▽

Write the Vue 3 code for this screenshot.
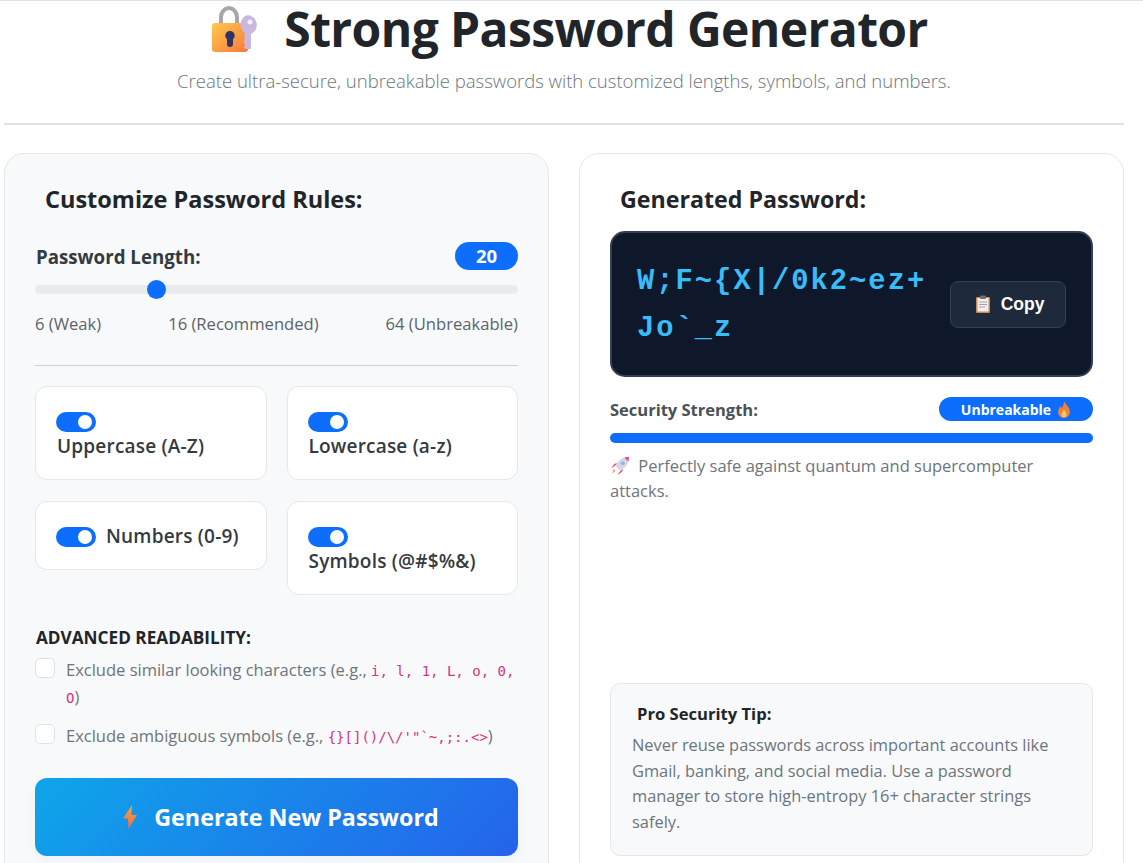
<template>
  <div class="page">
    <header class="hero">
      <h1>
        <svg class="lock-icon" viewBox="0 0 48 48" aria-hidden="true">
          <defs>
            <linearGradient id="lockBody" x1="0" y1="0" x2="1" y2="1">
              <stop offset="0" stop-color="#ffc94d" />
              <stop offset="1" stop-color="#f5793b" />
            </linearGradient>
          </defs>
          <path d="M10 19v-7c0-5 4-9 8-9s8 4 8 9v7" fill="none" stroke="#a9a6ab" stroke-width="4" />
          <rect x="1" y="18" width="36" height="29" rx="3" fill="url(#lockBody)" />
          <path d="M19 26a4.500 4.500 0 0 1 3 8v5a3 3 0 0 1-6 0v-5a4.500 4.500 0 0 1 3-8z" fill="#2f3264" />
          <path d="M37 10a10 10 0 0 1 3 19v15h-4c-2 0-3-1-3-2 2-2 1-4-1-5 2-2 2-4 1-6l1-3a10 10 0 0 1 3-18z" fill="#c9b8e0" />
          <circle cx="39" cy="17" r="2.500" fill="#f3effa" />
        </svg>
        <span>Strong Password Generator</span>
      </h1>
      <p>Create ultra-secure, unbreakable passwords with customized lengths, symbols, and numbers.</p>
    </header>

    <main class="columns">
      <section class="card card-left">
        <h2>Customize Password Rules:</h2>

        <div class="length-row">
          <label for="length">Password Length:</label>
          <span class="length-badge">{{ length }}</span>
        </div>
        <input id="length" v-model.number="length" class="slider" type="range" min="6" max="64" />
        <div class="scale">
          <span>6 (Weak)</span>
          <span>16 (Recommended)</span>
          <span>64 (Unbreakable)</span>
        </div>

        <hr />

        <div class="toggles">
          <label v-for="opt in options" :key="opt.label" class="toggle-card">
            <input v-model="opt.on" class="switch" type="checkbox" />
            <span class="toggle-text">{{ opt.label }}</span>
          </label>
        </div>

        <h3>ADVANCED READABILITY:</h3>
        <label class="check">
          <input type="checkbox" />
          <span>Exclude similar looking characters (e.g., <code>i, l, 1, L, o, 0, O</code>)</span>
        </label>
        <label class="check">
          <input type="checkbox" />
          <span>Exclude ambiguous symbols (e.g., <code>{}[]()/\/'"`~,;:.&lt;&gt;</code>)</span>
        </label>

        <button class="generate" type="button">
          <svg class="bolt" viewBox="0 0 14 24" aria-hidden="true">
            <defs>
              <linearGradient id="boltFill" x1="0" y1="0" x2="0" y2="1">
                <stop offset="0" stop-color="#f9a23c" />
                <stop offset="1" stop-color="#ee6a4a" />
              </linearGradient>
            </defs>
            <path d="M9 0 0 13.500h5L5.500 24 14 10H8.500z" fill="url(#boltFill)" />
          </svg>
          <span>Generate New Password</span>
        </button>
      </section>

      <section class="card card-right">
        <h2>Generated Password:</h2>

        <div class="password-box">
          <div class="password">{{ password }}</div>
          <button class="copy" type="button">
            <svg class="clip" viewBox="0 0 16 18" aria-hidden="true">
              <rect x="1" y="2" width="14" height="16" rx="1" fill="#c98a4b" />
              <rect x="2.500" y="3" width="11" height="13.500" fill="#f1edf0" />
              <rect x="5" y="0.500" width="6" height="3.500" rx="1" fill="#6f6b78" />
              <path d="M4 7h8M4 9.500h8M4 12h6" stroke="#a7a3ad" stroke-width="1" />
            </svg>
            <span>Copy</span>
          </button>
        </div>

        <div class="strength-row">
          <span class="strength-label">Security Strength:</span>
          <span class="strength-badge">
            Unbreakable
            <svg class="flame" viewBox="0 0 12 16" aria-hidden="true">
              <path d="M6 0c1 3 5 5 5.500 9.500C12 13 9.500 16 6 16S0 13 .5 9.500C.8 7.500 2 6.500 2.500 5c.8.600 1.200 1.300 1.300 2C5 5 6.300 3 6 0z" fill="#f0803c" />
              <path d="M6 8c.5 1.500 2.500 2.500 2.500 4.500C8.500 14.500 7.500 15.500 6 15.500s-2.500-1-2.500-3C3.500 10.500 5.500 10 6 8z" fill="#fcc46a" />
            </svg>
          </span>
        </div>
        <div class="bar"><div class="bar-fill" :style="{ width: strength + '%' }"></div></div>
        <p class="strength-text">
          <svg class="rocket" viewBox="0 0 18 18" aria-hidden="true">
            <path d="M3 10 1 11l3-4 3-.5zM8 15l-1 2 4-3 .5-3z" fill="#e8499a" />
            <path d="M5 9c2-5 6-8 12-8 0 6-3 10-8 12z" fill="#d9d5e0" />
            <path d="M13 1.500c1.500-.5 3-.5 4-.5 0 1 0 2.500-.5 4z" fill="#e8499a" />
            <circle cx="11.500" cy="6.500" r="1.700" fill="#7cc0ee" />
            <path d="M5 13l-3 3 1-4z" fill="#f79a45" />
          </svg>
          Perfectly safe against quantum and supercomputer attacks.
        </p>

        <div class="tip">
          <h4>Pro Security Tip:</h4>
          <p>Never reuse passwords across important accounts like Gmail, banking, and social media. Use a password manager to store high-entropy 16+ character strings safely.</p>
        </div>
      </section>
    </main>
  </div>
</template>

<script setup>
import { computed, reactive, ref } from 'vue'

const length = ref(20)
const password = 'W;F~{X|/0k2~ez+Jo`_z'

const options = reactive([
  { label: 'Uppercase (A-Z)', on: true },
  { label: 'Lowercase (a-z)', on: true },
  { label: 'Numbers (0-9)', on: true },
  { label: 'Symbols (@#$%&)', on: true }
])

const strength = computed(() => Math.min(100, length.value * 5))
</script>

<style>
html, body {
  overflow: hidden;
  background: #fff;
}
</style>

<style scoped>
.page {
  box-sizing: border-box;
  min-height: 100vh;
  padding: 0 19px 20px 4px;
  border-top: 1px solid #dee2e6;
  font-family: "Open Sans", sans-serif;
  color: #212529;
}

.hero {
  height: 122px;
  border-bottom: 2px solid #dee2e6;
  text-align: center;
}

.hero h1 {
  display: flex;
  justify-content: center;
  align-items: center;
  gap: 25px;
  margin: 0 0 0 11px;
  height: 56px;
  font-size: 48px;
  line-height: 1;
  font-weight: 700;
  letter-spacing: -0.6px;
}

.lock-icon {
  width: 48px;
  height: 48px;
}

.hero p {
  margin: 11px 0 0;
  font-size: 18.500px;
  font-weight: 300;
  color: #6c757d;
}

.columns {
  display: grid;
  grid-template-columns: 1fr 1fr;
  gap: 30px;
  margin-top: 28px;
}

.card {
  display: flex;
  flex-direction: column;
  box-sizing: border-box;
  padding: 30px;
  border: 1px solid #e4e7eb;
  border-radius: 20px;
}

.card-left {
  background: #f8f9fa;
}

.card-right {
  background: #fff;
}

h2 {
  margin: 0 0 28px 10px;
  height: 30px;
  font-size: 23.500px;
  line-height: 30px;
  font-weight: 700;
}

.card-right h2 {
  margin-bottom: 17px;
  font-size: 23.200px;
}

.length-row {
  display: flex;
  justify-content: space-between;
  align-items: center;
  height: 28px;
  font-size: 18.700px;
  font-weight: 700;
  color: #343a40;
}

.length-row label {
  padding: 1px 0 0 1px;
}

.length-badge {
  width: 63px;
  height: 28px;
  border-radius: 14px;
  background: #0d6efd;
  color: #fff;
  font-size: 18.500px;
  line-height: 28px;
  text-align: center;
}

.slider {
  display: block;
  width: 100%;
  height: 19px;
  margin: 10px 0 0;
  background: transparent;
  appearance: none;
  -webkit-appearance: none;
}

.slider::-webkit-slider-runnable-track {
  height: 9px;
  border-radius: 5px;
  background: #e9ecef;
}

.slider::-webkit-slider-thumb {
  width: 19px;
  height: 19px;
  margin-top: -5px;
  border-radius: 50%;
  background: #0d6efd;
  appearance: none;
  -webkit-appearance: none;
}

.scale {
  display: flex;
  justify-content: space-between;
  margin-top: 13px;
  font-size: 16.600px;
  line-height: 24px;
  color: #5c636a;
}

hr {
  width: 100%;
  margin: 29px 0 20px;
  border: 0;
  border-top: 1px solid #ced1d4;
}

.toggles {
  display: grid;
  grid-template-columns: 1fr 1fr;
  gap: 21px 20px;
  align-items: start;
}

.toggle-card {
  padding: 22px 21px 20px;
  border: 1px solid #e4e7eb;
  border-radius: 12px;
  background: #fff;
  font-size: 19px;
  line-height: 25px;
  font-weight: 600;
  letter-spacing: 0.2px;
  color: #343a40;
}

.toggle-text {
  display: inline-block;
}

.switch {
  position: relative;
  width: 40px;
  height: 20px;
  margin: 0 10px 0 -1px;
  border-radius: 10px;
  background: #0d6efd;
  vertical-align: -4px;
  appearance: none;
  -webkit-appearance: none;
}

.switch::after {
  content: "";
  position: absolute;
  top: 3px;
  right: 4px;
  width: 14px;
  height: 14px;
  border-radius: 50%;
  background: #fff;
}

h3 {
  margin: 31px 0 7px 1px;
  font-size: 17.200px;
  line-height: 24px;
  font-weight: 700;
}

.check {
  display: flex;
  gap: 11px;
  margin-bottom: 12px;
  font-size: 16.500px;
  line-height: 26px;
  color: #6c757d;
}

.check input {
  flex: none;
  width: 20px;
  height: 20px;
  margin: 1px 0 0;
  border: 1px solid #dee2e6;
  border-radius: 5px;
  background: #fff;
  appearance: none;
  -webkit-appearance: none;
}

code {
  font-family: "DejaVu Sans Mono", monospace;
  font-size: 14px;
  color: #d63384;
}

.generate {
  display: flex;
  justify-content: center;
  align-items: center;
  gap: 17px;
  width: 100%;
  height: 78px;
  margin-top: 16px;
  padding: 0 0 0 9px;
  border: 0;
  border-radius: 12px;
  background: linear-gradient(135deg, #0ea5e9, #2563eb);
  box-shadow: 0 4px 10px rgba(37, 99, 235, 0.06);
  color: #fff;
  font-family: inherit;
  font-size: 23.300px;
  font-weight: 700;
  cursor: pointer;
}

.bolt {
  width: 14px;
  height: 24px;
}

.password-box {
  display: flex;
  align-items: center;
  justify-content: space-between;
  gap: 20px;
  box-sizing: border-box;
  height: 146px;
  padding: 0 25px;
  border: 2px solid #334155;
  border-radius: 15px;
  background: #0f172a;
}

.password {
  flex: 1;
  min-width: 0;
  padding-top: 1px;
  font-family: "Liberation Mono", monospace;
  font-size: 28.800px;
  line-height: 47px;
  font-weight: 700;
  letter-spacing: 2px;
  color: #38bdf8;
  word-break: break-all;
}

.copy {
  display: flex;
  flex: none;
  align-items: center;
  justify-content: center;
  gap: 10px;
  width: 116px;
  height: 47px;
  padding: 0 0 0 3px;
  border: 1px solid #334155;
  border-radius: 8px;
  background: #1e293b;
  color: #fff;
  font-family: "Liberation Sans", sans-serif;
  font-size: 17.500px;
  font-weight: 700;
  cursor: pointer;
}

.clip {
  width: 16px;
  height: 18px;
}

.strength-row {
  display: flex;
  justify-content: space-between;
  align-items: center;
  height: 24px;
  margin-top: 20px;
}

.strength-label {
  font-size: 16.500px;
  font-weight: 700;
  color: #495057;
}

.strength-badge {
  display: flex;
  align-items: center;
  justify-content: center;
  gap: 6px;
  width: 154px;
  height: 24px;
  border-radius: 12px;
  background: #0d6efd;
  color: #fff;
  font-size: 14px;
  font-weight: 700;
}

.flame {
  width: 14px;
  height: 17px;
}

.bar {
  height: 10px;
  margin-top: 12px;
  border-radius: 5px;
  background: #e9ecef;
  overflow: hidden;
}

.bar-fill {
  height: 100%;
  background: #0d6efd;
}

.strength-text {
  margin: 10px 0 0;
  font-size: 16.500px;
  line-height: 25px;
  color: #6c757d;
}

.rocket {
  width: 20px;
  height: 20px;
  margin-right: 4px;
  vertical-align: -4px;
}

.tip {
  box-sizing: border-box;
  margin-top: auto;
  padding: 19px 21px 21px;
  border: 1px solid #e4e7eb;
  border-radius: 10px;
  background: #f8f9fa;
}

.tip h4 {
  margin: 0 0 7px 5px;
  font-size: 16.600px;
  line-height: 22px;
  font-weight: 700;
}

.tip p {
  margin: 0;
  font-size: 16.400px;
  line-height: 25.500px;
  color: #6c757d;
}
</style>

△

TASK REQUIREMENTS
Tally the lines that hold the string "code" and state the total, nothing more.

WRITTEN ANSWER
4